Youth Football Reality Show- Friday Night Tykes Episode 9 Review

tykesBack in December when a couple of people told me about this TV show. I thought it would be important to watch the show because parents and haters of the game are going to be watching it and talking about it. If I don’t know anything about the show or had to rely on the observations of others, how would I be able to talk intelligently about it? It would be like putting my head in the sand or like ignoring the concussion issue and singing lalalalalala with my fingers in my ears. I quit doing that on my thirteenth birthday.

On to Episode 9, as 3 of the remaining 5 teams featured on the show enter the playoffs. My critique of youth football coaching skills on the show may seem a bit harsh, but some youth football coaches and even future coaches are watching this and need to know what is kosher and what isn’t. I point out both the good and the bad so they can learn from it. I took the time to DVR this show and watch it twice as I missed a couple of things in my last episode critique. Note that all of these teams have made the playoffs and one is even undefeated, so they must be doing a number of things right. We also have to acknowledge that this segment was shot over 2 weeks and when a camera is on you all the time, you are bound to make mistakes, but there are many.

The simplest way to do this is to go team by team.

Predators– After last weeks thrilling come from behind win, they faced what I thought was a pretty well coached but averagely talented Mission Mustangs team.

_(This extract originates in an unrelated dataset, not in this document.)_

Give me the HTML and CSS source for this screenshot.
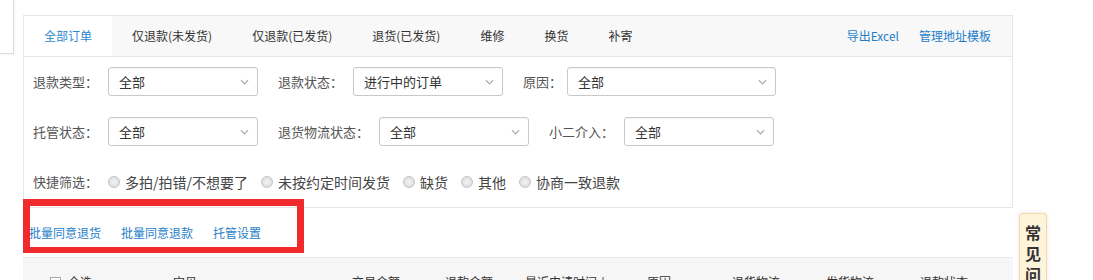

They played in 35 degree weather with wind and rain, not ideal conditions, especially for South Texas. What the Predators did well: they didn’t panic when they got down. When it was obvious they weren’t going to win, the coach didn’t go all negative. He laughed when one of his players dropped a pass and he noticed the Receiver was wearing MITTENS. At the end of the game, Coach Brad was 100% positive, he told the kids they fought hard and he was proud of them.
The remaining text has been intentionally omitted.